Column: Facebook fraud and Theresa Kipping: The sucker's story

In this (potentially) final installment of my column, I'm here to expose an Internet scheme that I was the victim of last year. In the nearly eight months that have passed, I have yet to speak out on my side of the story. The perpetrators and other indirect victims have all taken a turn to voice their feelings on the situation, so I feel it's now my turn.

So without further ado, allow me to introduce you to a young, imaginary lady, who I'll now re-rename to protect her fake identity, as Theresa Kipping.

Theresa was the brainchild of two of my best friends here at MU. They found it funny that my now-ex-girlfriend from Michigan used to add everyone at MU that I was friends with, even when I barely knew the people that she added, so they decided to create a fake Theresa Kipping to see if she would add her.

My friends carefully crafted Theresa's profile. They tagged pictures of red-haired girls when you would only see the back of their heads, added most of our friends, and continued to post "inside jokes" to friends of ours who had discovered the fraud but decided to play along.

Theresa slowly developed into a hyperbolized party girl, whose shameless antics were brushed off with an air of nonchalance and general gangsterism.

Oddly enough, Theresa never got that much-desired Friend request. But the experiment, and Theresa, took on completely different lives of their own as the friend request-free months continued.

When my friends created Theresa, they didn't bother to tell me.
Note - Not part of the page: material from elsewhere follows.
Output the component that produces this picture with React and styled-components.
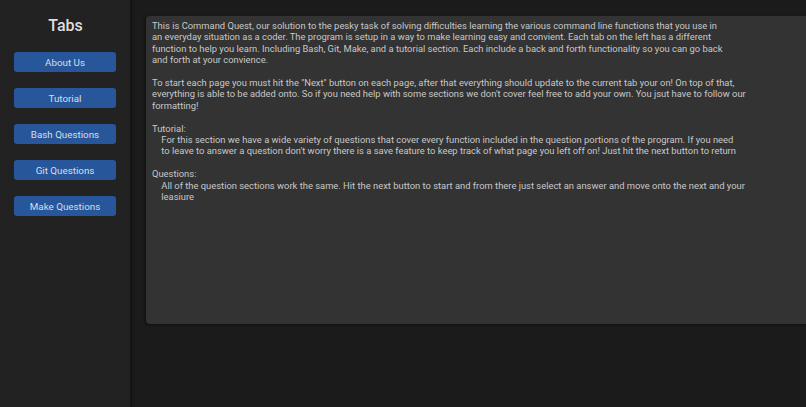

I added her as a friend, as most of my other friends did, but it took me a little (OK, a lot) longer than most to figure out that she wasn't real.

Thanks to my relationship, I didn't hit as many (almost any) parties with my friends last year. Since partying was Theresa's forte, we hadn't crossed paths for a couple months, and I almost got suspicious for a day or so, but eventually just ended up dismissing the thought. By second semester she had “moved in to Alpha Delta Pi," so I took that as reason enough that I wasn't seeing her.

This same general line of deception and uncharacteristic gullibility on my part continued on through spring, when I decided to leave Facebook for the summer. At this point, my friend's realized that Theresa's reason for existence was at stake, so they decided to enlighten (read: mentally destroy) me.

So after almost an entire school year, one of the Facebook presences I was so used to seeing on my newsfeed was now nothing more than a gigantic inside joke among all my friends EXCEPT me. Over the course of the year, word started to get around, but my friends thought it'd be funny to see how long they could keep it from me.

For a few minutes I was so confused as to why/how they did it, and one of my other friends even blogged to decry the fraud as a malicious abuse of my friendship, but I wasn't upset. I laughed. I haven't felt that stupid in a really long time. I probably won't feel that stupid ever again.

Sure, it's my friends' fault for getting so many people in on the joke to keep me confused all year, but it's my fault for interacting with someone I'd never met once over such a long period of time.

But at the same time, maybe it's Facebook's fault for perpetuating a system where such interactions are normal. Let's face it — no one even really talks to more than about 15 percent of their Facebook friends on a regular basis, if that. So yet again, maybe it's our fault for Facebooking the way we do.

Either way, as soon as I'm done writing this sentence, I'm going to send a relationship request to Theresa, just so that whenever anyone asks me about her, I can say "it's complicated."